从结果很明显可以看出,是一次放入tensor的张量不能超过2G,可是实际中有很多数据集是超过2GB的,所以我们要进行一个切分操作!!目的是实现将超过2GB的切分到每个小块不超过2G,然后再一个一个处理就行了。
以我的数据为例:
我把我数据的维度全部打出来了,原始数据是 420*384*576*16的,420张384*576的图片,图片是16通道数的。
这个数据集是远远超过2G,所以我进行了切分,把420分别切成了100,100,100,100,20个
然后将他们分别开始batch划分,然后存成一个列表,然后循环的喂数据,问题就解决啦。
然后我们上代码:
第一部分:将420的切分成100,100,100,100,20的代码:
max_steps = 3000
batch_size = 3
train_x1 = 384 #训练集矩阵第一维度
train_x2 = 576 #训练集矩阵第二维度
train_dim = 16 #训练集图片通道数
label_y1 = 384 #标签矩阵第一维度`
label_y2 = 576 #标签矩阵第二维度
label_dim = 1 #标签图片通道数
'''
ValueError: Cannot create a tensor proto whose content is larger than 2GB.
针对图片自已读入不能超过2G做出切分操作
'''
# train_new_list = train_list[0:3,0:train_x1,0:train_x2,None]

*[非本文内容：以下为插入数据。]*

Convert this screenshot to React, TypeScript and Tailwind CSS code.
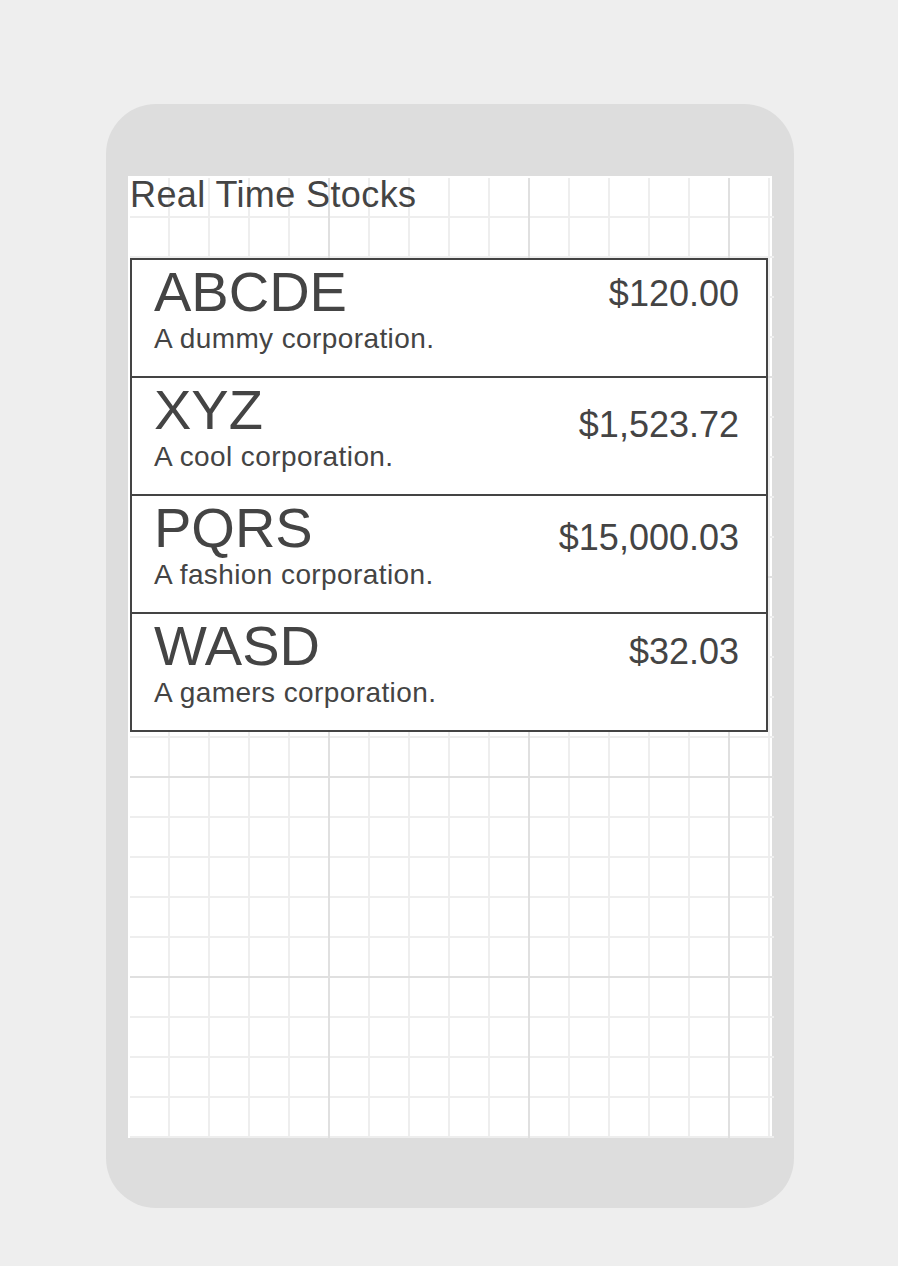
import React from "react";

type Stock = { ticker: string; desc: string; price: string; mt: string };

const stocks: Stock[] = [
  { ticker: "ABCDE", desc: "A dummy corporation.", price: "$120.00", mt: "mt-[16px]" },
  { ticker: "XYZ", desc: "A cool corporation.", price: "$1,523.72", mt: "mt-[29px]" },
  { ticker: "PQRS", desc: "A fashion corporation.", price: "$15,000.03", mt: "mt-[24px]" },
  { ticker: "WASD", desc: "A gamers corporation.", price: "$32.03", mt: "mt-[20px]" },
];

export default function App() {
  return (
    <div className="min-h-screen bg-[#eeeeee] pt-[104px] pb-[58px] font-['Liberation_Sans',Arial,sans-serif] text-[#444444]">
      <div className="ml-[106px] w-[688px] h-[1104px] rounded-[50px] bg-[#dddddd] pt-[72px] pl-[22px]">
        <div className="w-[644px] h-[962px] bg-white pt-[2px] pl-[2px]">
          <div className="w-[644px] h-[960px] bg-[linear-gradient(to_right,transparent_198px,#e0e0e0_198px),linear-gradient(to_bottom,transparent_198px,#e0e0e0_198px),linear-gradient(to_right,transparent_38px,#eeeeee_38px),linear-gradient(to_bottom,transparent_38px,#eeeeee_38px)] [background-size:200px_200px,200px_200px,40px_40px,40px_40px]">
            <h1 className="text-[36px] leading-[34px] tracking-[0.4px]">Real Time Stocks</h1>
            <div className="mt-[46px] w-[638px] border-2 border-[#444444] bg-white divide-y-2 divide-[#444444]">
              {stocks.map((s) => (
                <div key={s.ticker} className="box-content h-[116px] flex justify-between">
                  <div className="pl-[22px]">
                    <div className="text-[56px] leading-[63px]">{s.ticker}</div>
                    <div className="text-[28px] leading-[32px] tracking-[0.4px]">{s.desc}</div>
                  </div>
                  <div className={`pr-[27px] text-[36px] leading-[36px] ${s.mt}`}>{s.price}</div>
                </div>
              ))}
            </div>
          </div>
        </div>
      </div>
    </div>
  );
}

# print(train_new_list.shape)
temp_position = [0,100,200,300,400,420]
train_data = []
label_data = []
for i in range(len(temp_position)-1):
# print(i)
train_new_list = train_list[temp_position[i]:temp_position[i+1],0:train_x1,0:train_x2,0:train_dim]
print(train_new_list.shape)
label_new_list = label_list[temp_position[i]:temp_position[i+1],0:label_y1,0:label_y2,0:label_dim]
train_data.append(train_new_list)
label_data.append(label_new_list)
print(train_list.shape, label_list.shape)
代码的开始的几个参数全是图片的个个参数,最后的train_list就是一个列表,每个元素是大家的矩阵例如:train_list[0]的矩阵就是 100*384*576*16的
第二部分:batch的切分:
def get_Batch(data, label, batch_size):
with tf.device('/cpu:0'):
X_batch = []
Y_batch = []
for i in range(len(data)):
#print(data.shape, label.shape)
data_in = data[i]
label_in = label[i]
input_queue = tf.train.slice_input_producer([data_in, label_in], num_epochs=None, shuffle=False)
x_batch, y_batch = tf.train.batch(input_queue, batch_size=batch_size, num_threads=1, capacity=128, allow_smaller_final_batch=False)
print('x_batch',x_batch.shape)
print('y_batch',y_batch.shape)
X_batch.append(x_batch)
Y_batch.append(y_batch)
return X_batch, Y_batch
这里开始用tf.device指定了cpu是因为显存不够,只能用内存,如果你的显存够用,那你就当我没说。
这里最后return的两个batch也是列表,我们最后读取的时候写个循环即可
最后的循环部分,上代码:
sess = tf.InteractiveSession()
tf.global_variables_initializer().run()
sess.run(tf.local_variables_initializer())
tf.train.start_queue_runners()
for step in range(max_steps):
start_time = time.time()
# image_batch, label_batch = sess.run([images_train, labels_train])
for i in range(len(temp_position)):
date,label= sess.run([image_batch[i],label_batch[i]])
_, loss_value = sess.run([train_op, loss], feed_dict={image_holder: date, label_holder: label})
duration = time.time() - start_time
if step % 10 == 0:
examples_per_sec = batch_size / duration
sec_per_batch = float(duration)
format_str = ('step %d,loss=%.2f (%.1f examples/sec;%.3f sec/batch)')
print(format_str % (step, loss_value, examples_per_sec, sec_per_batch))
这里最关键的是
for i in range(len(temp_position)):
这个循环,这样问题就解决啦!!
这个问题我也是上网查过很多,这是我自己的解决方法,而且我自我感觉理论说的过去,所以记录一下,如果大家和我问题很相似,我觉得应该可以解决,网上很多人都是通过tf.data中的函数去解决,我没有尝试,所以不清楚tf.data和我的方法有什么不同。也欢迎大家留言交流这个问题。